__Given material__:
******

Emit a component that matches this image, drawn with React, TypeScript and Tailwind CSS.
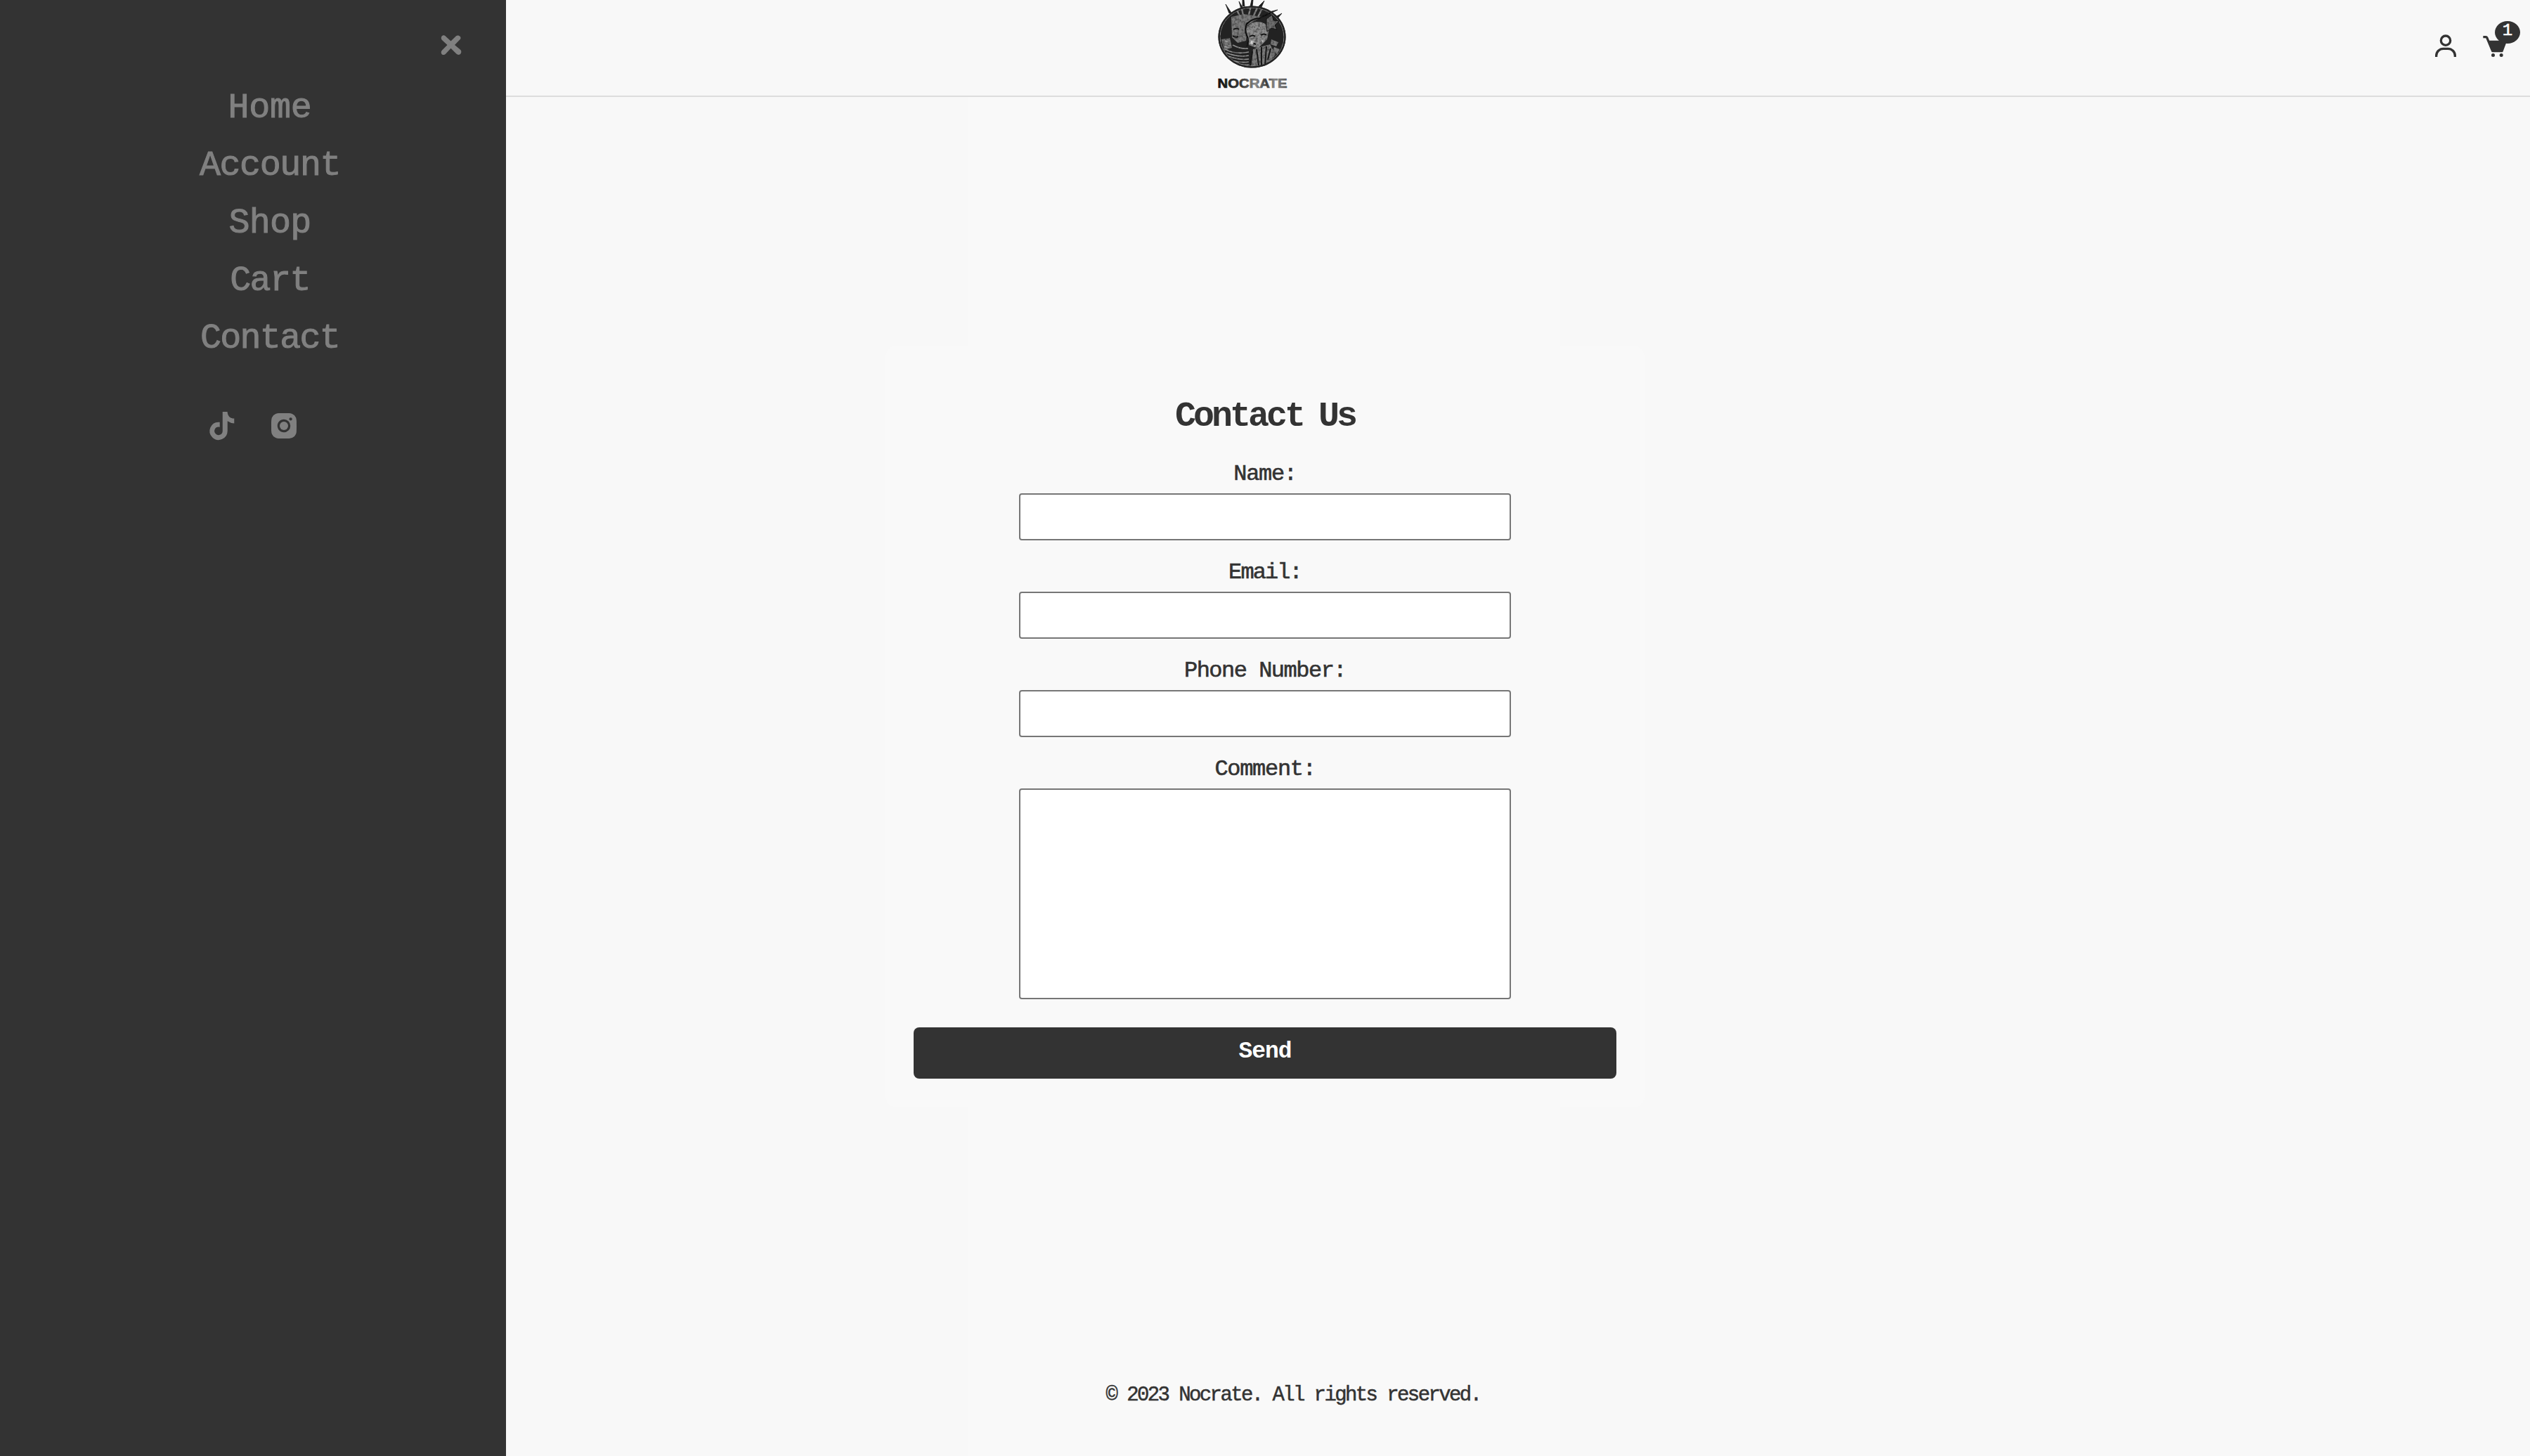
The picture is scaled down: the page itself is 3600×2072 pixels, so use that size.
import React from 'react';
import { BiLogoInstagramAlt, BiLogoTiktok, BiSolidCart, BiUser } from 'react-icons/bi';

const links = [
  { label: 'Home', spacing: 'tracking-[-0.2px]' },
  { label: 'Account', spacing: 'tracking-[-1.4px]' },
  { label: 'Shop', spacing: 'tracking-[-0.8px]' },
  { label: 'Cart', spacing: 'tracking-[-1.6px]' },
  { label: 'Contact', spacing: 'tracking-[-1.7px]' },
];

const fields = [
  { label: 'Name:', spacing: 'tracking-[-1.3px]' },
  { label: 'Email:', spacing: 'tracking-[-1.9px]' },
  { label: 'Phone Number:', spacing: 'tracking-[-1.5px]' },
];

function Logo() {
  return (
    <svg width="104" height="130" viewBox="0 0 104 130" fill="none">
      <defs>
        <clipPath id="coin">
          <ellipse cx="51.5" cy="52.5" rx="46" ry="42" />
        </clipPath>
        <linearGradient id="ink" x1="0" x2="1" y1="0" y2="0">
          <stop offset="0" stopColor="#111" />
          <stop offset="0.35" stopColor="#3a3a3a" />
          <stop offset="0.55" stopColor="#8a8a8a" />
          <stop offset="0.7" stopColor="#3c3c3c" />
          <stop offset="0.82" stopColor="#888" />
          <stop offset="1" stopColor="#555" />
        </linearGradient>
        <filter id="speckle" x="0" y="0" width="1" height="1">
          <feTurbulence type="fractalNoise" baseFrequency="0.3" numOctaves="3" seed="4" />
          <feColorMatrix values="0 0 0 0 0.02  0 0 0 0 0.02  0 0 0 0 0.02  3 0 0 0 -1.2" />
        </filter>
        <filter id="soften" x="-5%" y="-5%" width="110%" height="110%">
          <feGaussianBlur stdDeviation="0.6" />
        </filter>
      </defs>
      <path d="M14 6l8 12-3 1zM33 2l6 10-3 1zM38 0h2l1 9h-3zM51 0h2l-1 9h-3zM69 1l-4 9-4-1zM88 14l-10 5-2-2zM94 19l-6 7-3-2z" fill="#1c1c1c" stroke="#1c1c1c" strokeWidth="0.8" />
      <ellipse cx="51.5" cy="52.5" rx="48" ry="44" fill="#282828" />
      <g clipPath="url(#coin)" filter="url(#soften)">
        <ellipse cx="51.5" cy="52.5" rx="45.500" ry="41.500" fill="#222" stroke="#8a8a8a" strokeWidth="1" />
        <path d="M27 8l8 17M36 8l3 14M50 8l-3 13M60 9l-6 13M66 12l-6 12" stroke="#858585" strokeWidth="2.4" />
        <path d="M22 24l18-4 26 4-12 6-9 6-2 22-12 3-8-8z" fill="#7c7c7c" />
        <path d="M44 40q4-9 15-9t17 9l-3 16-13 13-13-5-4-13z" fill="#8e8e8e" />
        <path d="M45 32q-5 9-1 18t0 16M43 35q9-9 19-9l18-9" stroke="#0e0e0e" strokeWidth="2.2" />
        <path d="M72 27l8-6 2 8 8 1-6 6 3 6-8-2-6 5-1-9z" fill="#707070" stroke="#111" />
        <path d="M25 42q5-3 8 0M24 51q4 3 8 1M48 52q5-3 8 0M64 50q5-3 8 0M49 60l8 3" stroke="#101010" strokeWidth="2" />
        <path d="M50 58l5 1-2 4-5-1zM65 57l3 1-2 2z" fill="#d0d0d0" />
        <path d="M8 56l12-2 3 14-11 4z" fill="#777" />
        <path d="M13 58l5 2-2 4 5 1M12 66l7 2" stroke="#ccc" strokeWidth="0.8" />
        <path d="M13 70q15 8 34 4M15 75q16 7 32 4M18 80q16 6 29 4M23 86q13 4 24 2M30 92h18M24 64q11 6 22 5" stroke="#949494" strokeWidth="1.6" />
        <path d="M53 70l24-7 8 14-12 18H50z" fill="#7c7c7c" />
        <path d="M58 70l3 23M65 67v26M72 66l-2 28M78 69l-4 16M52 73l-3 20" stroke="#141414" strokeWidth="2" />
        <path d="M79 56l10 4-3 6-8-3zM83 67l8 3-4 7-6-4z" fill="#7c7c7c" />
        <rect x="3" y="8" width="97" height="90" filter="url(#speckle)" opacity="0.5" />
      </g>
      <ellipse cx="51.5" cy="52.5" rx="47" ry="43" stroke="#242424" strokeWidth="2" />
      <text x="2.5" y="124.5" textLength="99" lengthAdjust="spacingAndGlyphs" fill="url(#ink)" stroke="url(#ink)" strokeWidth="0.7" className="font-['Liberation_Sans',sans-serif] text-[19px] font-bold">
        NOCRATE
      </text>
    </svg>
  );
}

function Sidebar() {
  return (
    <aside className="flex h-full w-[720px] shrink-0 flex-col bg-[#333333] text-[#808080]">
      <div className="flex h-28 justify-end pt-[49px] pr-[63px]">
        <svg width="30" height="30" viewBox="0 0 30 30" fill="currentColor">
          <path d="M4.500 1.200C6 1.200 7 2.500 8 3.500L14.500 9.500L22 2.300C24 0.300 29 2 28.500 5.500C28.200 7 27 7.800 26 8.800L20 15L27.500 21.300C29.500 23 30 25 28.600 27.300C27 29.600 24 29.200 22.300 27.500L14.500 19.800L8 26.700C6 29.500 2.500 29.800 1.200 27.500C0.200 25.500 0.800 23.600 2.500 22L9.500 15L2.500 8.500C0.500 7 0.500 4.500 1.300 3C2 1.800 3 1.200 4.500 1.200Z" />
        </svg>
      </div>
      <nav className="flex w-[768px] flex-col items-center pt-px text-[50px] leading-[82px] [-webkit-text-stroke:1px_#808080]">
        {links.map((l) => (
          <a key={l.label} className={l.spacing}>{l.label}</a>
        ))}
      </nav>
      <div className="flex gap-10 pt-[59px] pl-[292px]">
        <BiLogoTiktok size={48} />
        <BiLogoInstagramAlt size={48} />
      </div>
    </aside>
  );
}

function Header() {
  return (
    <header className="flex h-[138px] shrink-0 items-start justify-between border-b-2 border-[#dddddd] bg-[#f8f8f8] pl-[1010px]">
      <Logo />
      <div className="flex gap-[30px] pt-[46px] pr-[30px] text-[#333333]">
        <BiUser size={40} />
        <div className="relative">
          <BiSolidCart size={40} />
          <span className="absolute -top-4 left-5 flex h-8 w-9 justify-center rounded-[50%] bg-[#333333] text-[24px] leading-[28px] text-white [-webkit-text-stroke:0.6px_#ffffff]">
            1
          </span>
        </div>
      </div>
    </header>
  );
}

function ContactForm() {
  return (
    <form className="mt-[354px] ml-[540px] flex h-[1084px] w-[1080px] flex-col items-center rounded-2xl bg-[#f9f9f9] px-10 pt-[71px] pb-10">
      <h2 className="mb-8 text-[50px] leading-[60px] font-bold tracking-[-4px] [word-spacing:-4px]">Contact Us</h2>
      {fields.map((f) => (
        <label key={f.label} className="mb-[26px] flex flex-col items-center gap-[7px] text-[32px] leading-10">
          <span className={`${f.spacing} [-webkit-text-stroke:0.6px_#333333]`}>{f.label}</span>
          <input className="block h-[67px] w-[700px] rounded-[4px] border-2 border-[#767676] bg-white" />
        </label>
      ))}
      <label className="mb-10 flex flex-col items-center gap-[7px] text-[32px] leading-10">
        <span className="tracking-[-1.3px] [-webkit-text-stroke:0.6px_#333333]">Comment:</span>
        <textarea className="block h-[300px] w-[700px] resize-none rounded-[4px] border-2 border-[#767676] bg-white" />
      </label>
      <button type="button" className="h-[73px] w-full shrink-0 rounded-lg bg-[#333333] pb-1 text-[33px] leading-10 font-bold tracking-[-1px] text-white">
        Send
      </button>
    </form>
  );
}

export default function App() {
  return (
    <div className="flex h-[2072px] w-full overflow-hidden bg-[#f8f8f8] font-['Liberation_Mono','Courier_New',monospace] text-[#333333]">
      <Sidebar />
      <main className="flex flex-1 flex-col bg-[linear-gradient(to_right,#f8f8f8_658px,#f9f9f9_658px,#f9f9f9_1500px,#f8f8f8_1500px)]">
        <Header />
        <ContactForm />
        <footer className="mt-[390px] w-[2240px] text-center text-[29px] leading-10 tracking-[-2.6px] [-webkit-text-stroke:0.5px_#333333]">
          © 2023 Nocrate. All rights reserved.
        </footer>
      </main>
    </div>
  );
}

******

__Brief__: Please quote the lines of the material, beginning with the first and ending with the one that contains "BiLogoTiktok, BiSolidCart, BiUser", exactly as written and without any pictures.

__Full solution__:
Emit a component that matches this image, drawn with React, TypeScript and Tailwind CSS.
The picture is scaled down: the page itself is 3600×2072 pixels, so use that size.
import React from 'react';
import { BiLogoInstagramAlt, BiLogoTiktok, BiSolidCart, BiUser } from 'react-icons/bi';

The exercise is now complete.